Violations of code of conduct - disgorgement of profits and liquidated damages. If Company determines that Affiliate is in violation of any of the terms and conditions of this Code of Conduct, in Company's sole discretion, then Company shall notify Affiliate and Affiliate agrees that it will immediately and permanently end the activity that violates the Code of Conduct. Company will withhold payment for the improper registrations and Affiliate shall be subject to liquidated damages as set forth in the immediately following paragraph. If Company has already paid for improper registrations, Affiliate agrees to refund all such amounts to Company within three (3) business days after the Company sends notice to Affiliate of the improper registrations and Affiliate shall still remain subject to the liquidated damages set forth in the immediately following paragraph. The foregoing shall in no way limit the legal or equitable rights or remedies available to Company in connection with a violation of the above requirements, or otherwise.
Indemnification for violations of the code of conduct.
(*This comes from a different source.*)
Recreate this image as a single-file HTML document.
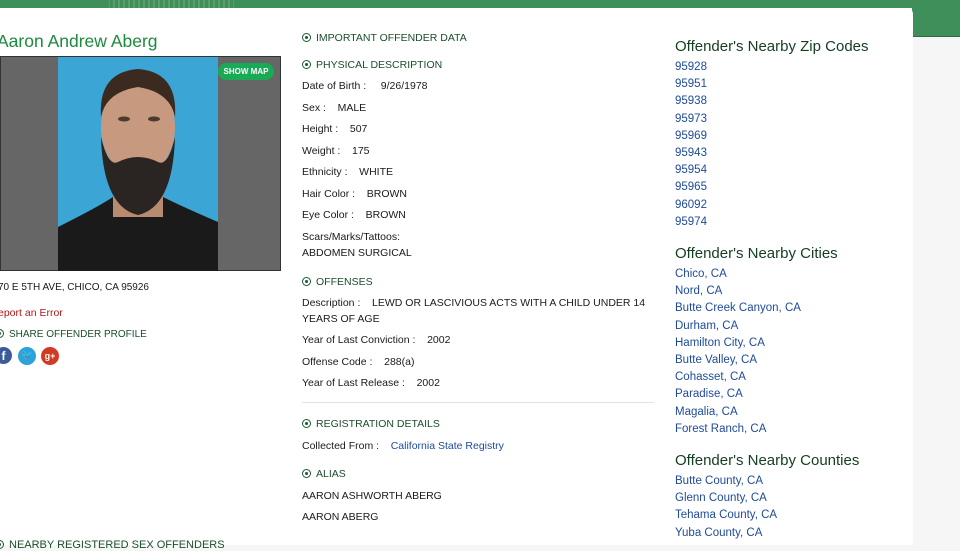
<!DOCTYPE html>
<html><head><meta charset="utf-8"><style>
*{margin:0;padding:0;box-sizing:border-box}
body{width:960px;height:545px;overflow:hidden;background:#f6f6f6;font-family:"Liberation Sans",sans-serif;position:relative}
.a{position:absolute;white-space:nowrap}
.t{font-size:10.5px;color:#1a1a1a}
.h{font-size:10.5px;color:#1b4d2b}
.h i{display:inline-block;width:9px;height:9px;border:1.5px solid #1b5a30;border-radius:50%;position:relative;margin-right:5px;top:1px}
.h i:after{content:"";position:absolute;left:1.5px;top:1.5px;width:3px;height:3px;background:#1b5a30;border-radius:50%}
.rh{font-size:15px;color:#143d22}
.l{font-size:11.5px;color:#1f4a9a;line-height:17.2px}
</style></head><body>
<div class="a" style="left:0;top:0;width:960px;height:8px;background:#3f8f5b"></div>
<div class="a" style="left:912px;top:0;width:48px;height:37px;background:#3f8f5b;border-bottom:1px solid #2d6b44"></div>
<div class="a" style="left:0;top:8px;width:913px;height:537px;background:#fff;border-top-right-radius:6px"></div>
<div class="a" style="left:0;top:0;width:960px;height:8px;background:repeating-linear-gradient(90deg,#3f8f5b 0,#3f8f5b 3px,#5d9e6a 3px,#5d9e6a 5px);-webkit-mask:linear-gradient(90deg,transparent 108px,#000 110px,#000 233px,transparent 235px)"></div>

<div class="a" style="left:-3px;top:31px;font-size:17.5px;color:#1d8a3e">Aaron Andrew Aberg</div>
<div class="a" style="left:0;top:56px;width:281px;height:215px;background:#666;border:1px solid #333">
<svg style="position:absolute;left:57px;top:0" width="160" height="214" viewBox="0 0 160 214">
<rect width="160" height="214" fill="#3ba6d6"/>
<path d="M0 170 Q40 150 55 140 L105 140 Q125 150 160 165 L160 214 L0 214Z" fill="#1a1a1a"/>
<rect x="55" y="120" width="50" height="40" fill="#b88a70"/>
<ellipse cx="80" cy="70" rx="37" ry="50" fill="#c79a80"/>
<path d="M43 60 Q40 15 80 12 Q120 15 117 60 Q112 35 80 30 Q48 35 43 60Z" fill="#3a2a20"/>
<path d="M43 80 Q45 150 80 158 Q115 150 117 80 Q110 110 100 105 Q80 95 60 105 Q50 110 43 80Z" fill="#2a2522"/>
<ellipse cx="66" cy="62" rx="6" ry="2.5" fill="#4a3a30"/><ellipse cx="96" cy="62" rx="6" ry="2.5" fill="#4a3a30"/>
</svg>
<div class="a" style="left:217px;top:6px;width:56px;height:17px;border-radius:9px;background:#1aaa55;color:#fff;font-size:8px;font-weight:bold;text-align:center;line-height:17px">SHOW MAP</div>
</div>
<div class="a t" style="left:-2px;top:282px;font-size:10px">70 E 5TH AVE, CHICO, CA 95926</div>
<div class="a" style="left:-2px;top:307px;font-size:10.5px;color:#b01818">eport an Error</div>
<div class="a h" style="left:-5px;top:328px;font-size:10px"><i></i>SHARE OFFENDER PROFILE</div>
<div class="a" style="left:-5px;top:347px;width:17px;height:17px;border-radius:50%;background:#3b5b9a;color:#fff;font-weight:bold;font-size:12px;text-align:center;line-height:18px">f</div>
<div class="a" style="left:18px;top:347px;width:18px;height:18px;border-radius:50%;background:#2aa3dc;color:#fff;font-size:10px;text-align:center;line-height:18px">🐦</div>
<div class="a" style="left:41px;top:347px;width:18px;height:18px;border-radius:50%;background:#d23a22;color:#fff;font-size:9px;font-weight:bold;text-align:center;line-height:18px">g+</div>
<div class="a h" style="left:-5px;top:539px;font-size:11px"><i></i>NEARBY REGISTERED SEX OFFENDERS</div>

<div class="a h" style="left:302px;top:32px"><i></i>IMPORTANT OFFENDER DATA</div>
<div class="a h" style="left:302px;top:59px"><i></i>PHYSICAL DESCRIPTION</div>
<div class="a t" style="left:302px;top:80px">Date of Birth :&nbsp;&nbsp;&nbsp;&nbsp; 9/26/1978</div>
<div class="a t" style="left:302px;top:102px">Sex :&nbsp;&nbsp;&nbsp; MALE</div>
<div class="a t" style="left:302px;top:123px">Height :&nbsp;&nbsp;&nbsp; 507</div>
<div class="a t" style="left:302px;top:145px">Weight :&nbsp;&nbsp;&nbsp; 175</div>
<div class="a t" style="left:302px;top:166px">Ethnicity :&nbsp;&nbsp;&nbsp; WHITE</div>
<div class="a t" style="left:302px;top:188px">Hair Color :&nbsp;&nbsp;&nbsp; BROWN</div>
<div class="a t" style="left:302px;top:209px">Eye Color :&nbsp;&nbsp;&nbsp; BROWN</div>
<div class="a t" style="left:302px;top:231px">Scars/Marks/Tattoos:</div>
<div class="a t" style="left:302px;top:247px">ABDOMEN SURGICAL</div>
<div class="a h" style="left:302px;top:276px"><i></i>OFFENSES</div>
<div class="a t" style="left:302px;top:297px">Description :&nbsp;&nbsp;&nbsp; LEWD OR LASCIVIOUS ACTS WITH A CHILD UNDER 14</div>
<div class="a t" style="left:302px;top:313px">YEARS OF AGE</div>
<div class="a t" style="left:302px;top:334px">Year of Last Conviction :&nbsp;&nbsp;&nbsp; 2002</div>
<div class="a t" style="left:302px;top:356px">Offense Code :&nbsp;&nbsp;&nbsp; 288(a)</div>
<div class="a t" style="left:302px;top:377px">Year of Last Release :&nbsp;&nbsp;&nbsp; 2002</div>
<div class="a" style="left:302px;top:402px;width:352px;height:1px;background:#e2e2e2"></div>
<div class="a h" style="left:302px;top:418px"><i></i>REGISTRATION DETAILS</div>
<div class="a t" style="left:302px;top:440px">Collected From :&nbsp;&nbsp;&nbsp; <span style="color:#1f4a9a">California State Registry</span></div>
<div class="a h" style="left:302px;top:468px"><i></i>ALIAS</div>
<div class="a t" style="left:302px;top:490px">AARON ASHWORTH ABERG</div>
<div class="a t" style="left:302px;top:511px">AARON ABERG</div>

<div class="a rh" style="left:675px;top:38px">Offender's Nearby Zip Codes</div>
<div class="a l" style="left:675px;top:59px">95928<br>95951<br>95938<br>95973<br>95969<br>95943<br>95954<br>95965<br>96092<br>95974</div>
<div class="a rh" style="left:675px;top:245px">Offender's Nearby Cities</div>
<div class="a l" style="left:675px;top:266px">Chico, CA<br>Nord, CA<br>Butte Creek Canyon, CA<br>Durham, CA<br>Hamilton City, CA<br>Butte Valley, CA<br>Cohasset, CA<br>Paradise, CA<br>Magalia, CA<br>Forest Ranch, CA</div>
<div class="a rh" style="left:675px;top:452px">Offender's Nearby Counties</div>
<div class="a l" style="left:675px;top:473px">Butte County, CA<br>Glenn County, CA<br>Tehama County, CA<br>Yuba County, CA</div>
</body></html>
If any claim is made, or any action or proceeding is instituted, against Company that alleges or is based upon or arises out of Affiliate's breach of any representation, warranty or obligation arising under this Code of Conduct, Affiliate shall indemnify and hold Company harmless from all damages, awards, costs and expenses (including reasonable attorneys' fees) associated therewith. Such indemnity is in addition to any other indemnity (either in the Affiliate Agreement or otherwise) made by Affiliate.
Changes. Company reserves the right to change the terms of this Code of Conduct at any time without notice to Affiliate and, by continuing to participate as a Company partner, Affiliate agrees to be bound by such revised terms. Company will post those changes on the Code of Conduct page of the applicable website. Affiliate's continued participation as a Company partner following the posting of such changes to the Code of Conduct will constitute Affiliate's acceptance of any such changes.